New Tool Predicts Graft Failure After Kidney Transplant

Johns Hopkins Medicine

Researchers at The Johns Hopkins Medicine say they have developed a new electronic medical records-based tool that should help doctors predict which patients are most at risk of losing a transplanted kidney graft.

The study, which was federally funded by the National Institutes of Health and published in the Oct. 6 edition of the Clinical Journal of the American Society of Nephrology, introduces a dynamic risk prediction model that uses routine lab results — specifically, changes in kidney function over time — to predict whether a transplanted kidney (graft) will fail within three years after surgery.

With kidney disease on the rise with an estimated 15% of adults in the United States having chronic kidney disease (CKD), the need to reduce the chances of patients progressing to end-stage kidney disease (ESKD) has become increasingly important. Kidney transplantation has been seen as the ideal treatment for ESKD as it offers longer survival and better quality of life compared with dialysis treatments.

Although a typical successful kidney transplant should last about 10 years, a fourth of the grafts can fail in the first five years after transplantation. This further illustrates the importance of identifying kidney transplant recipients at risk for graft deterioration to better optimize the outcomes in the long-term for patients who have undergone kidney transplants.

Researchers believe that screening kidney transplant recipients at high risk for allograft failure could enable counseling and potential therapeutic options to prevent progression. Researchers hope that identifying allografts at risk of failing would potentially allow for timely interventions, such as more frequent follow-up with closer monitoring for allograft injury and its causes, modified immunosuppression, and counseling patients about the need for another transplant or the emotional burden of reaching ESKD again.

Conversely, patients with low risk for graft failure can be discharged from the care of their transplant nephrologist and transferred back to their primary nephrologist — frequently closer to home — for continued care and open capacity at the transplant center for other patients in need of transplantation care.

After a kidney transplant, doctors closely monitor how well the organ is working, often using a lab measure called the estimated glomerular filtration rate (eGFR). The new model that researchers used in the study aimed to continuously update a patient's risk of graft failure every time a new eGFR result is measured, allowing for real-time, personalized risk assessment.

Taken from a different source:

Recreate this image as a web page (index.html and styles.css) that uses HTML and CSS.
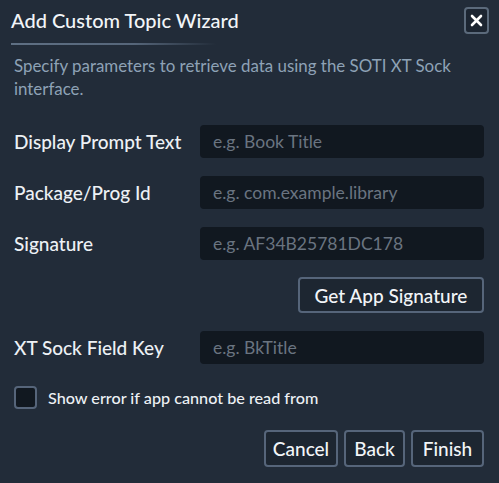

To develop the new tool, the researchers analyzed data recorded for 1,114 deceased donor kidney transplant recipients from three registries — the OPTN registry, the Johns Hopkins EMR cohort and the Columbia EMR cohort that combined consisted of roughly 80,000 deceased-donor kidney transplant recipients. Specifically, they looked at repeated eGFR results — a blood test used routinely to determine how well a kidney is working to filter out toxins.

"We developed the prediction model in the Deceased Donor Study, an NIH-funded observational research study," says Heather Thiessen Philbrook, M.Math, assistant director of the Kidney Precision Medicine Center of Excellence at Johns Hopkins Medicine and the study's primary author. The study is a rich data source on deceased-donor kidney transplant recipients with a median of 12 follow-up eGFR measurements within the first three years post-transplant. We validated the model across the broad cohort captured in the U.S. transplant registry and within two real-world data sets leveraging data available in electronic medical record systems

Two stages of modeling were used during the study. One model was the linear mixed-effects model which estimated each patient's eGFR trajectory over time to see how it matched up with graft failure. Graft failure was defined as a return to dialysis or a second transplant within three years of the first procedure. The second was a logistic model predicting graft failure that used the recipient's eGFR trajectories estimated from the first stage linear mixed model.

For all of the validation cohorts used in this study, adult recipients of primary deceased donor kidneys with at least one post-transplant serum creatinine measurement — a measure of how well the kidneys are doing their job of filtering waste from the blood — were included.

Overall, the results of the study showed that the two-stage approach allowed for an efficient estimation of individual eGFR trends and flexible modeling of the association between eGFR and graft failure. Three months after transplant, the model achieved a predictive accuracy of 0.70 and 30 months after transplant, the model achieved a predictive accuracy of 0.90, meaning it was able to distinguish between high and low risk patients.

"The results from this study can be readily implemented at transplant centers to streamline care of the recipients of kidney transplant by providing updated risk predictions as new data became available," says Chirag Parikh, M.D., Ph.D., director of the Division of Nephrology, director of the Kidney Precision Medicine Center of Excellence at Johns Hopkins Medicine and the study's senior author. "There could also be future downstream models developed to predict other infections and immunologic complications."

With the promising results of the study, researchers plan to test the tool in everyday clinical settings and explore additional health data, such as clinical events and other laboratory measurements, to optimize model performance in predicting early graft failure.

Funding for this study was supported by the National Institute of Diabetes and Digestive and Kidney Diseases and the Edward S. Kraus Scholar Award.

No authors had any conflict of interests.